Cause Cinema Selects
Who Are We Now?
This week’s selections orbit a simple but unsettling question: Who are we now? In different ways, through art, youth, politics, and community, these films explore identity under pressure and what happens when the world changes faster than we can explain ourselves. They’re not just stories about other people; they’re mirrors. Three films that ask for honesty, and a look in the mirror. Because sometimes the most powerful thing cinema can do isn’t give us answers, it helps us see ourselves more clearly.
Happyend
A youth-centered drama that captures friendship and coming-of-age inside a society under pressure, timely, human, and quietly political. It’s a film about how systems shape young people, and how young people still find ways to dream inside the constraints.
Peter Hujar’s Day
A quietly mesmerizing portrait of legendary photographer Peter Hujar and the lived-in texture of artistic life, where conversation becomes biography and a city becomes memory.
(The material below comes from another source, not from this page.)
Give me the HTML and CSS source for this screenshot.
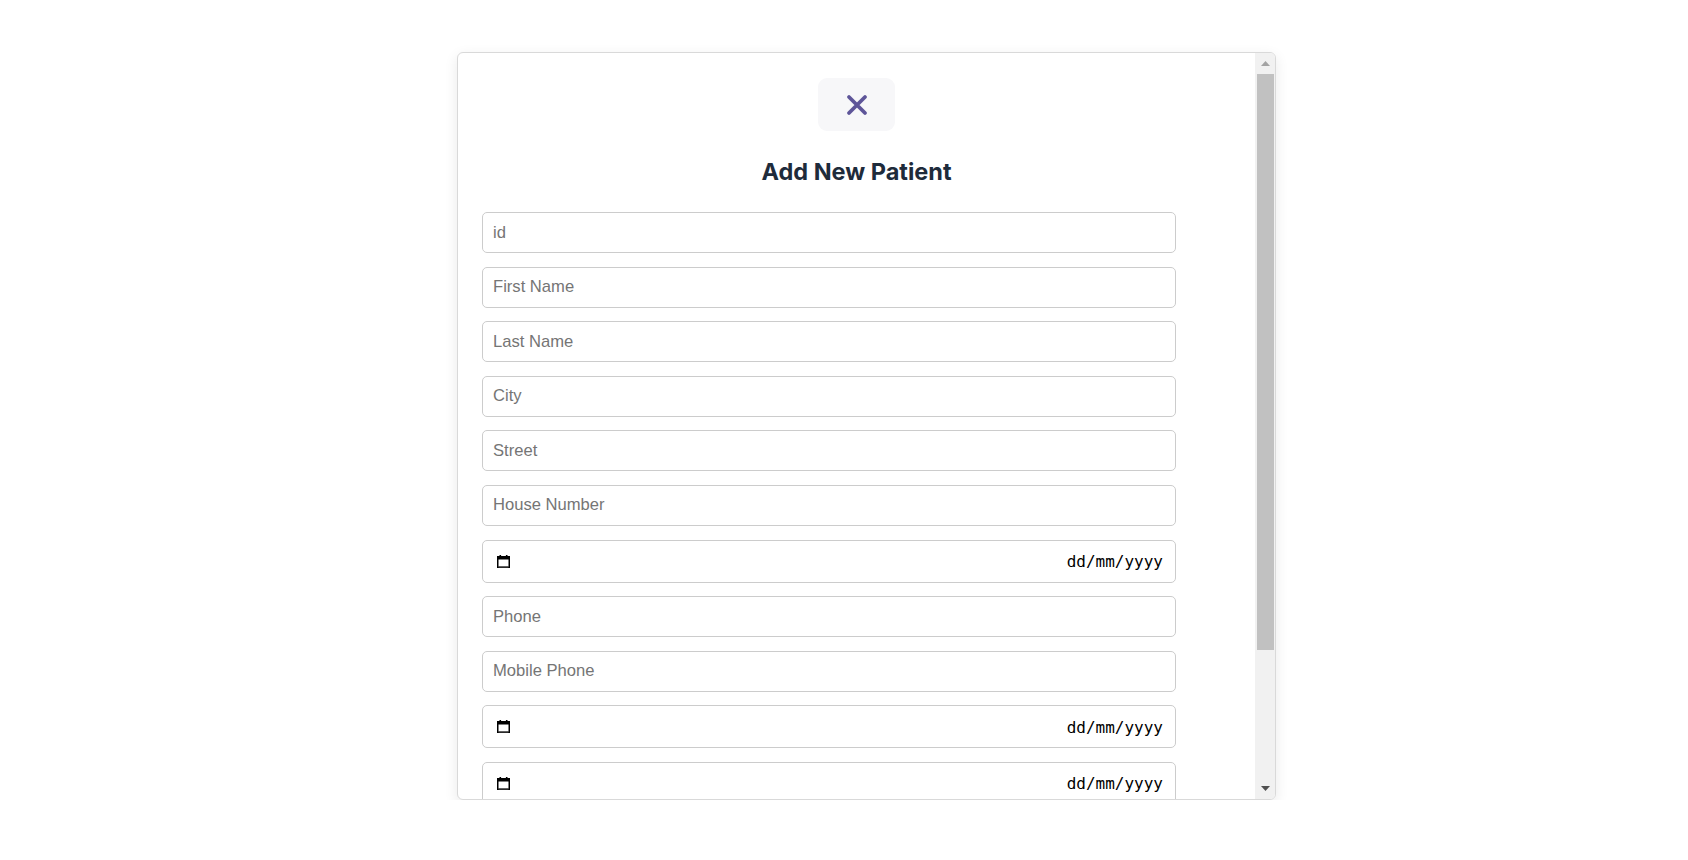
FILE: index.html
```html
<!DOCTYPE html>
<html lang="en-GB">
<head>
<meta charset="utf-8">
<title>Add New Patient</title>
<link rel="stylesheet" href="styles.css">
</head>
<body>
<div class="page">
  <div class="modal">
    <div class="modal-body">
      <div class="modal-head">
        <button class="close-btn" type="button" aria-label="Close">
          <svg width="24" height="24" viewBox="0 0 24 24" aria-hidden="true">
            <path d="M4 4L20 20M20 4L4 20" stroke="#5e5599" stroke-width="3.8" stroke-linecap="round"/>
          </svg>
        </button>
        <h2 class="title">Add New Patient</h2>
      </div>
      <form class="form">
        <input class="field" type="text" placeholder="id">
        <input class="field" type="text" placeholder="First Name">
        <input class="field" type="text" placeholder="Last Name">
        <input class="field" type="text" placeholder="City">
        <input class="field" type="text" placeholder="Street">
        <input class="field" type="text" placeholder="House Number">
        <div class="field date-field" role="textbox" aria-label="Date of birth">
          <svg class="cal" width="13" height="13" viewBox="0 0 13 13" aria-hidden="true">
            <rect x="2.5" y="0" width="1.6" height="2.5" fill="#000"/>
            <rect x="8.9" y="0" width="1.6" height="2.5" fill="#000"/>
            <rect x="0.75" y="1.75" width="11.5" height="10.5" fill="none" stroke="#000" stroke-width="1.5"/>
            <rect x="0" y="1.5" width="13" height="3" fill="#000"/>
            <rect x="1.5" y="11.3" width="10" height="1.2" fill="#555"/>
          </svg>
          <span class="date-text">dd/mm/yyyy</span>
        </div>
        <input class="field" type="text" placeholder="Phone">
        <input class="field" type="text" placeholder="Mobile Phone">
        <div class="field date-field" role="textbox" aria-label="Start date">
          <svg class="cal" width="13" height="13" viewBox="0 0 13 13" aria-hidden="true">
            <rect x="2.5" y="0" width="1.6" height="2.5" fill="#000"/>
            <rect x="8.9" y="0" width="1.6" height="2.5" fill="#000"/>
            <rect x="0.75" y="1.75" width="11.5" height="10.5" fill="none" stroke="#000" stroke-width="1.5"/>
            <rect x="0" y="1.5" width="13" height="3" fill="#000"/>
            <rect x="1.5" y="11.3" width="10" height="1.2" fill="#555"/>
          </svg>
          <span class="date-text">dd/mm/yyyy</span>
        </div>
        <div class="field date-field" role="textbox" aria-label="End date">
          <svg class="cal" width="13" height="13" viewBox="0 0 13 13" aria-hidden="true">
            <rect x="2.5" y="0" width="1.6" height="2.5" fill="#000"/>
            <rect x="8.9" y="0" width="1.6" height="2.5" fill="#000"/>
            <rect x="0.75" y="1.75" width="11.5" height="10.5" fill="none" stroke="#000" stroke-width="1.5"/>
            <rect x="0" y="1.5" width="13" height="3" fill="#000"/>
            <rect x="1.5" y="11.3" width="10" height="1.2" fill="#555"/>
          </svg>
          <span class="date-text">dd/mm/yyyy</span>
        </div>
      </form>
    </div>
    <div class="scrollbar" aria-hidden="true">
      <div class="sb-btn">
        <svg width="9" height="5" viewBox="0 0 9 5"><path d="M0 5L4.5 0L9 5z" fill="#a3a3a3"/></svg>
      </div>
      <div class="sb-thumb"></div>
      <div class="sb-rest"></div>
      <div class="sb-btn">
        <svg width="9" height="5" viewBox="0 0 9 5"><path d="M0 0L4.5 5L9 0z" fill="#505050"/></svg>
      </div>
    </div>
  </div>
</div>
</body>
</html>
```
FILE: styles.css
```css
html, body {
  margin: 0;
  padding: 0;
  background: #ffffff;
}
body {
  font-family: "Liberation Sans", Arial, sans-serif;
}
.page {
  padding: 52px 0 0 457px;
}
.modal {
  box-sizing: border-box;
  width: 819px;
  height: 748px;
  display: flex;
  background: #fff;
  border: 1px solid #d9d9d9;
  border-radius: 6px;
  box-shadow: 0 4px 14px rgba(0, 0, 0, 0.09);
  overflow: hidden;
}
.modal-body {
  flex: 1;
  min-width: 0;
  overflow: hidden;
}
.scrollbar {
  width: 20px;
  flex: none;
  display: flex;
  flex-direction: column;
  background: #f1f1f1;
}
.sb-btn {
  height: 21px;
  flex: none;
  display: flex;
  align-items: center;
  justify-content: center;
  padding-left: 1px;
}
.sb-thumb {
  height: 576px;
  flex: none;
  margin: 0 1px 0 2px;
  background: #c1c1c1;
}
.sb-rest {
  flex: 1;
}
.modal-head {
  display: flex;
  flex-direction: column;
  align-items: center;
  padding-top: 25px;
}
.close-btn {
  width: 77px;
  height: 53px;
  border: none;
  border-radius: 9px;
  background: #f7f7f9;
  display: flex;
  align-items: center;
  justify-content: center;
  padding: 0;
  cursor: pointer;
}
.title {
  margin: 27px 0 26px;
  font-family: Inter, "Noto Sans", sans-serif;
  font-weight: 700;
  font-size: 23.5px;
  line-height: 28px;
  color: #1e2b3b;
}
.form {
  display: flex;
  flex-direction: column;
  align-items: flex-start;
  gap: 13.6px;
  padding: 0 0 60px 24px;
}
.field {
  box-sizing: border-box;
  width: 694px;
  height: 41px;
  margin: 0;
  padding: 0 10px;
  border: 1px solid #cccccc;
  border-radius: 5px;
  font-family: "Liberation Sans", Arial, sans-serif;
  font-size: 16.6px;
  color: #222;
  background: #fff;
  outline: none;
  flex: none;
}
.field::placeholder {
  color: #757575;
}
.date-field {
  height: 43px;
  display: flex;
  align-items: center;
  justify-content: space-between;
  padding: 0 12px 0 14px;
}
.cal {
  display: block;
}
.date-text {
  font-family: "DejaVu Sans Mono", "Liberation Mono", monospace;
  font-size: 16px;
  color: #000;
  padding-top: 1px;
}
```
A film about creativity, intimacy, and what it means to be an artist among artists.
Homegrown
A sharp, unsettling documentary that follows right-wing activists during the 2020 election era, revealing how ideology becomes identity, and how political movements are built through community, momentum, and grievance. Less about headlines, more about the human mechanics beneath them.
These films remind us that when identity is tested and honesty is required, the hardest chapters can still lead to a happy end.